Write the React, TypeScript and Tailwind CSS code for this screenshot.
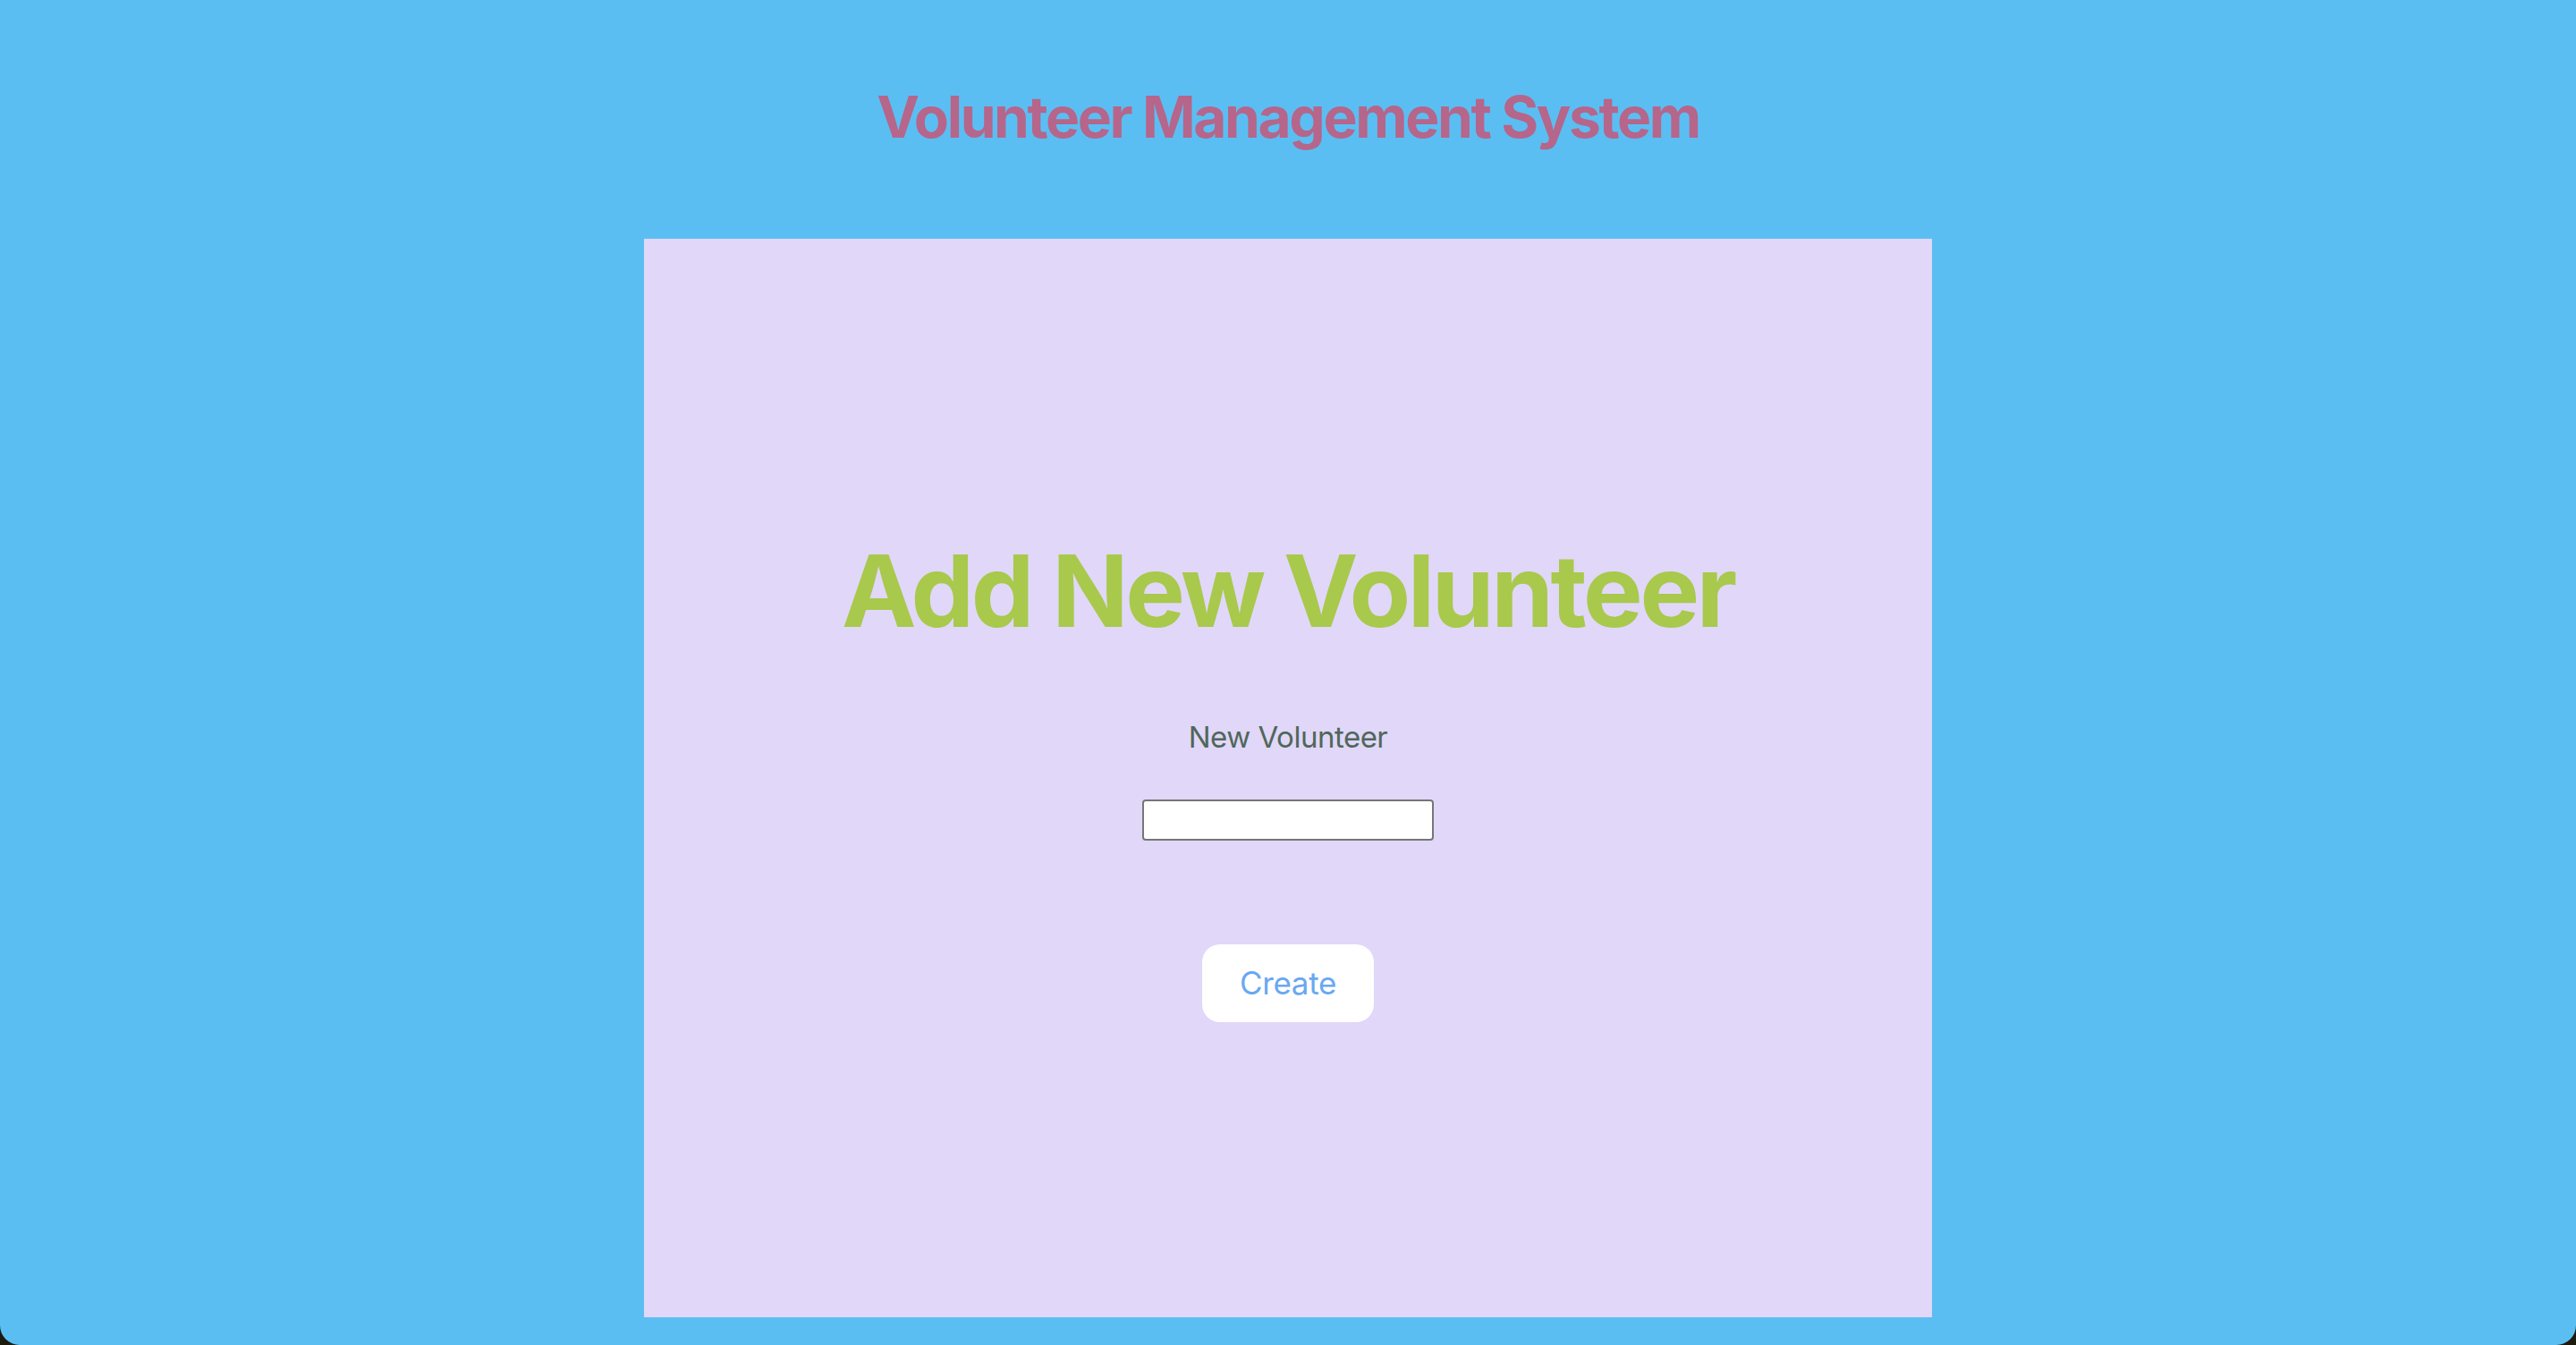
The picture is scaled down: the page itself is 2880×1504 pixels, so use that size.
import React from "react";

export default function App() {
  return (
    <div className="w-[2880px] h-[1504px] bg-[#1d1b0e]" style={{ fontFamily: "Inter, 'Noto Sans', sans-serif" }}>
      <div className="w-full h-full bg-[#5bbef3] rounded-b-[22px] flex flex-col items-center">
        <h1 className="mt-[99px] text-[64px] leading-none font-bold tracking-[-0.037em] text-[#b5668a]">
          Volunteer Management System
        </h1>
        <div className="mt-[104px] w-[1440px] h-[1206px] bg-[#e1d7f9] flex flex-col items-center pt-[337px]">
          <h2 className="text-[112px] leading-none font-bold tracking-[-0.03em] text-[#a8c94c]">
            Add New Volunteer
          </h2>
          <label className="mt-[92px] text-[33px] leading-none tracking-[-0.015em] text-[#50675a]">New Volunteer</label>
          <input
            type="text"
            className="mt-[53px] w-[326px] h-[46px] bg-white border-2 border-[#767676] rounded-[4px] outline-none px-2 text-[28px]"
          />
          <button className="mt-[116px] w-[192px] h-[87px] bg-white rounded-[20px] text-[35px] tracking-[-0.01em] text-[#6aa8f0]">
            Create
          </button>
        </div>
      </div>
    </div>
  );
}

● Task instructions
Transcribe the listing above verbatim. Omit the pictures.

● Output for this task
Write the React, TypeScript and Tailwind CSS code for this screenshot.
The picture is scaled down: the page itself is 2880×1504 pixels, so use that size.
import React from "react";

export default function App() {
  return (
    <div className="w-[2880px] h-[1504px] bg-[#1d1b0e]" style={{ fontFamily: "Inter, 'Noto Sans', sans-serif" }}>
      <div className="w-full h-full bg-[#5bbef3] rounded-b-[22px] flex flex-col items-center">
        <h1 className="mt-[99px] text-[64px] leading-none font-bold tracking-[-0.037em] text-[#b5668a]">
          Volunteer Management System
        </h1>
        <div className="mt-[104px] w-[1440px] h-[1206px] bg-[#e1d7f9] flex flex-col items-center pt-[337px]">
          <h2 className="text-[112px] leading-none font-bold tracking-[-0.03em] text-[#a8c94c]">
            Add New Volunteer
          </h2>
          <label className="mt-[92px] text-[33px] leading-none tracking-[-0.015em] text-[#50675a]">New Volunteer</label>
          <input
            type="text"
            className="mt-[53px] w-[326px] h-[46px] bg-white border-2 border-[#767676] rounded-[4px] outline-none px-2 text-[28px]"
          />
          <button className="mt-[116px] w-[192px] h-[87px] bg-white rounded-[20px] text-[35px] tracking-[-0.01em] text-[#6aa8f0]">
            Create
          </button>
        </div>
      </div>
    </div>
  );
}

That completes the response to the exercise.